Marimaca Copper (TSX:MARI) www.marimaca.com
Key investment highlights:
Advanced-stage project in Chile
Near the coast, great infrastructure
Low capital intensity
Cathode production potential
New discoveries, exploration potential
Paul Harris did a site visit in 2019
Cash US$78M (Sept 2025)
Marimaca Copper has obtained environmental approval for its US$587M Marimaca oxide heap leach and SX-EW copper project in the Antofagasta region of Chile where an August 2025 feasibility study detailed the production of 43,000tpy of copper cathode for an estimated 13 years at a C1 cash cost of $2.09/lb following a $587M initial capital investment, with an average production of 50,000tpy during the first five years. It has a capital intensity of $13,651/t of annual production.

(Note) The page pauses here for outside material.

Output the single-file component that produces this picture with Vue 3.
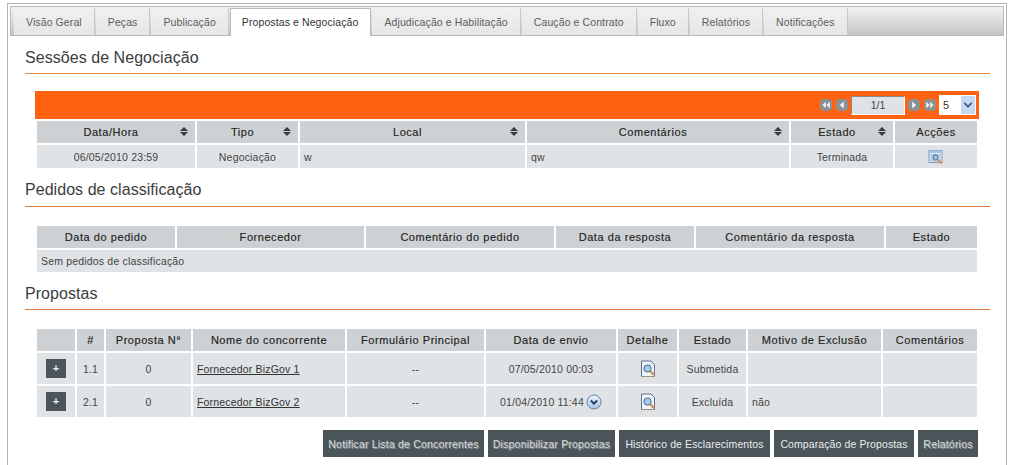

The project, near Mejillones, will use seawater and renewable energy, with construction to begin in 2026. Exploration continues to deliver, to the extent that the company sees potential to expand future operations to 70,000tpy through the incorporation of the Pampa Medina and Madrugador oxide deposits. Here is MD Hayden Locke:
“There are few actionable copper projects out there, and you can see this in the price Hudbay got for Copper World,” Locke said. “We are not so small that we don’t move the needle for everyone but the majors. If we can expand to 70,000tpa cathode, that is meaningful for everyone below BHP, Antofagasta, Rio Tinto, First Quantum Minerals and Anglo American in an amazing location, in a tier one jurisdiction with relatively low execution risk and manageable capex.”

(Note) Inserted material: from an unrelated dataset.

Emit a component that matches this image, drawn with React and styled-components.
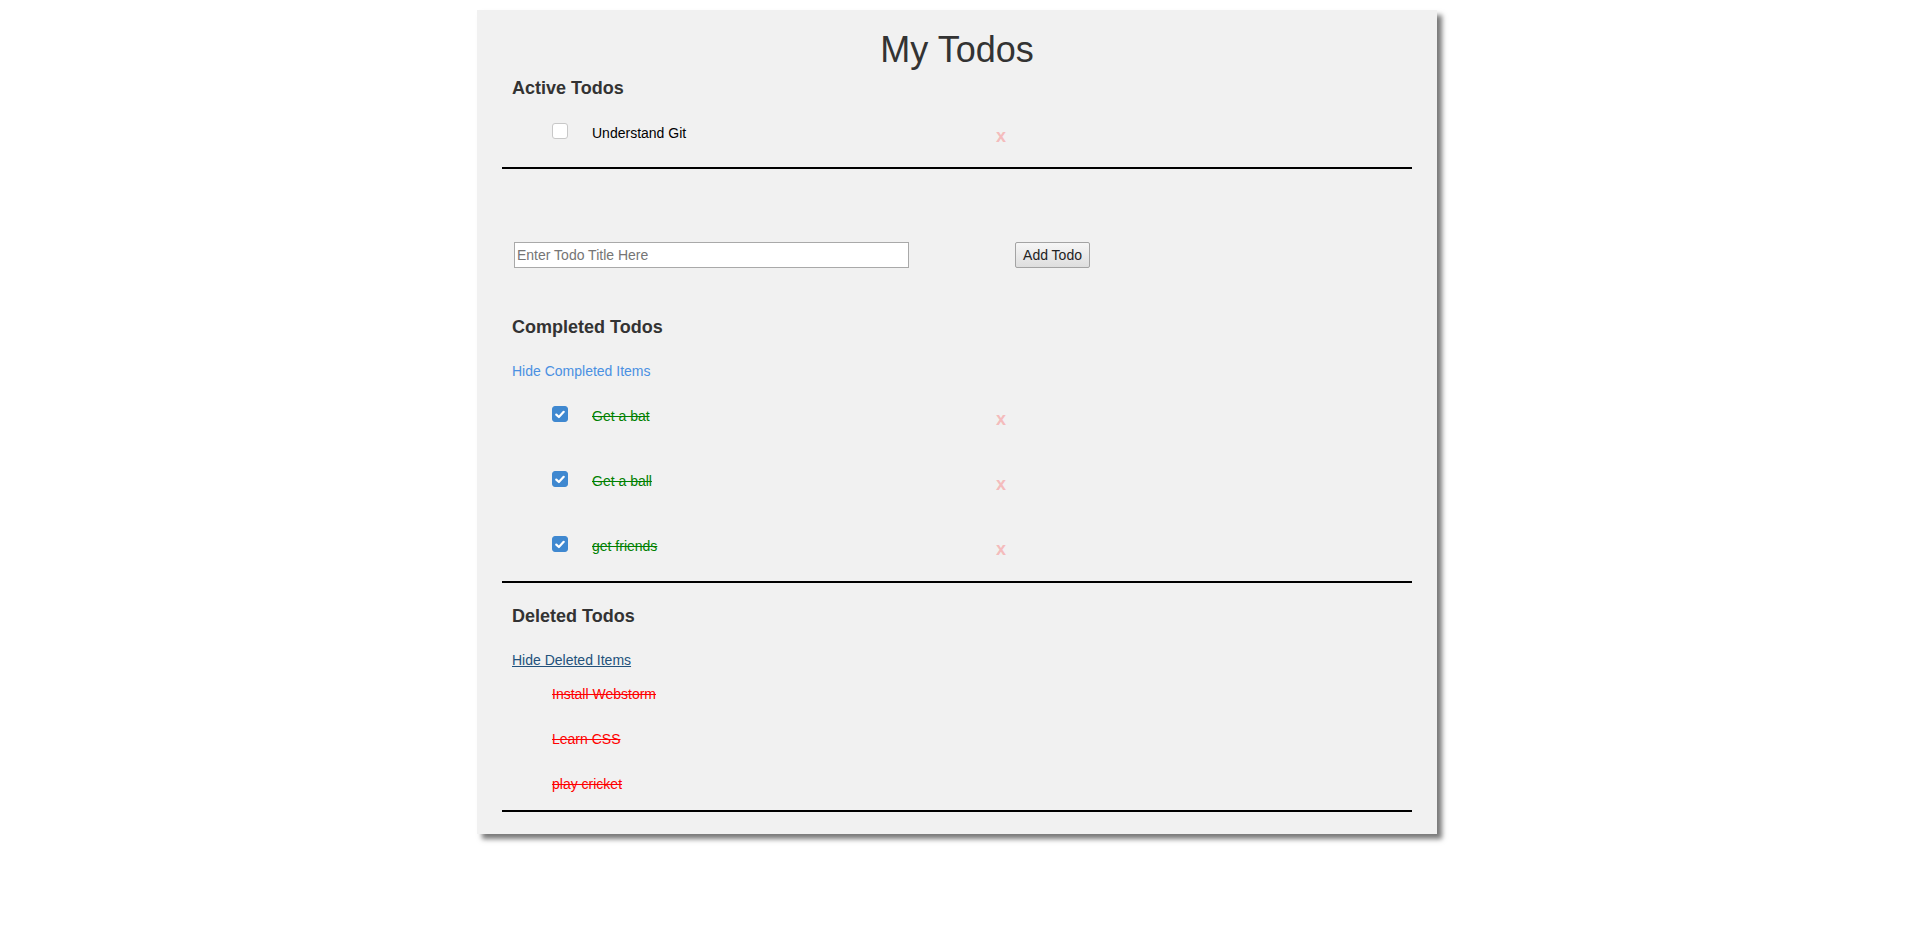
import React from "react";
import styled, { createGlobalStyle } from "styled-components";

const GlobalStyle = createGlobalStyle`
  body {
    margin: 0;
    background: #ffffff;
    font-family: "Liberation Sans", Arial, sans-serif;
    font-size: 14px;
    color: #333333;
  }
`

const Page = styled.div`
  width: 100%;
  display: flex;
  justify-content: center;
  padding: 10px 0 20px 0;
`
const Board = styled.div`
  width: 960px;
  box-sizing: border-box;
  background-color: #f1f1f1;
  padding: 20px 25px 22px 25px;
  margin-left: -3px;
  box-shadow: 5px 5px 5px #7a7a7a;
  display: flex;
  flex-direction: column;
`
const Title = styled.h1`
  margin: 0;
  font-size: 36px;
  line-height: 40px;
  font-weight: 500;
  text-align: center;
  color: #333333;
`
const SectionTitle = styled.h4`
  margin: ${(p) => p.$top || 0}px 0 0 10px;
  font-size: 18px;
  line-height: 20px;
  font-weight: bold;
  color: #333333;
`
const List = styled.div`
  display: flex;
  flex-direction: column;
  gap: ${(p) => p.$gap}px;
  margin-top: ${(p) => p.$top}px;
  margin-bottom: ${(p) => p.$bottom}px;
`
const Row = styled.div`
  display: grid;
  grid-template-columns: 16px 380px 20px;
  column-gap: 24px;
  align-items: start;
  padding-left: 50px;
  height: 20px;
`
const Box = styled.span`
  width: 16px;
  height: 16px;
  box-sizing: border-box;
  border-radius: 3px;
  border: 1px solid ${(p) => (p.$checked ? "#3f88d0" : "#c8c8c8")};
  background: ${(p) => (p.$checked ? "#3f88d0" : "#ffffff")};
  display: flex;
  align-items: center;
  justify-content: center;
`
const TodoText = styled.span`
  font-size: 14px;
  line-height: 20px;
  color: ${(p) => (p.$done ? "#008000" : "#000000")};
  text-decoration: ${(p) => (p.$done ? "line-through" : "none")};
`
const Remove = styled.span`
  font-size: 18px;
  line-height: 20px;
  font-weight: bold;
  color: #f4bcbc;
  margin-top: 3px;
`
const Rule = styled.hr`
  margin: 0;
  border: none;
  height: 2px;
  background: #000000;
`
const AddBar = styled.div`
  display: flex;
  align-items: center;
  margin: 73px 0 0 12px;
  height: 26px;
`
const TitleInput = styled.input`
  width: 395px;
  height: 26px;
  box-sizing: border-box;
  border: 1px solid #a9a9a9;
  background: #ffffff;
  padding: 0 2px;
  font-family: "Liberation Sans", Arial, sans-serif;
  font-size: 14px;
  color: #333;
  &::placeholder {
    color: #757575;
  }
`
const AddButton = styled.button`
  margin-left: 106px;
  width: 75px;
  height: 26px;
  box-sizing: border-box;
  border: 1px solid #a3a3a3;
  border-radius: 2px;
  background: linear-gradient(#f6f6f6, #dedede);
  font-family: "Liberation Sans", Arial, sans-serif;
  font-size: 14px;
  color: #222;
  padding: 0;
`
const ToggleLink = styled.a`
  display: block;
  margin: 24px 0 0 10px;
  font-size: 14px;
  line-height: 20px;
  color: ${(p) => (p.$hover ? "#23527c" : "#4a90e2")};
  text-decoration: ${(p) => (p.$hover ? "underline" : "none")};
  cursor: pointer;
  align-self: flex-start;
`
const DeletedText = styled.div`
  padding-left: 50px;
  font-size: 14px;
  line-height: 20px;
  height: 20px;
  color: #ff0000;
  text-decoration: line-through;
`

const Check = () => (
  <svg width="10" height="9" viewBox="0 0 10 9">
    <path d="M1.3 4.6 L3.9 7 L8.7 1.8" fill="none" stroke="#ffffff" strokeWidth="2.2" strokeLinecap="round" strokeLinejoin="round" />
  </svg>
)

const TodoRow = ({ title, done }) => (
  <Row>
    <Box $checked={done}>{done && <Check />}</Box>
    <TodoText $done={done}>{title}</TodoText>
    <Remove>x</Remove>
  </Row>
)

const completed = ["Get a bat", "Get a ball", "get friends"]
const deleted = ["Install Webstorm", "Learn CSS", "play cricket"]

function App() {
  return (
    <Page>
      <GlobalStyle />
      <Board>
        <Title>My Todos</Title>
        <SectionTitle $top={8}>Active Todos</SectionTitle>
        <List $gap={45} $top={25} $bottom={24}>
          <TodoRow title="Understand Git" />
        </List>
        <Rule />

        <AddBar>
          <TitleInput placeholder="Enter Todo Title Here" />
          <AddButton>Add Todo</AddButton>
        </AddBar>

        <SectionTitle $top={49}>Completed Todos</SectionTitle>
        <ToggleLink>Hide Completed Items</ToggleLink>
        <List $gap={45} $top={25} $bottom={25}>
          {completed.map((t) => (
            <TodoRow key={t} title={t} done />
          ))}
        </List>
        <Rule />

        <SectionTitle $top={23}>Deleted Todos</SectionTitle>
        <ToggleLink $hover>Hide Deleted Items</ToggleLink>
        <List $gap={25} $top={14} $bottom={16}>
          {deleted.map((t) => (
            <DeletedText key={t}>{t}</DeletedText>
          ))}
        </List>
        <Rule />
      </Board>
    </Page>
  );
}

export default App;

ATEX Resources (TSXV:ATX) www.atexresources.com
Key investment highlights:
Explorer in Chile
Backed by Pierre Lassonde and Agnico Eagle Mines
Near-surface B2B zone gives starter potential
Cash C$114M (Nov 2025)
In September 2025, ATEX Resources released an updated resource estimate for its Valeriano copper project in Chile’s Atacama Region, with an indicated resource of 475Mt grading 0.58% copper, 0.25gpt gold, 1.39gpt silver and 70.4gpt molybdenum, containing 6.Blb of copper, 3.8Moz of gold, 21.2Moz of silver and 33,000t of molybdenum. It also hosts inferred resources of 16.7Blb of copper, 9.9Moz of gold, 56.1Moz of silver and 107,000t of molybdenum. That adds up to more than over 9Blb of indicated copper equivalent and 25Blb of inferred copper equivalent.
Much of the deposit is relatively deep underground, which would require higher-cost development to exploit. However, the discovery of the B2B zone high-grade breccia closer to the surface, which hosts an indicated resource of 28.4Mt grading 1.36% copper equivalent, provides the possibility of a smaller starter underground mine that could pave the way for the exploitation of the main orebody with earlier and lower-cost production. Metallurgical testing has demonstrated copper and gold recoveries exceeding 95% in a low-impurity concentrate. In October 2024, gold major Agnico Eagle Mines (NYSE:AEM) invested US$40M for a 12% stake in the company.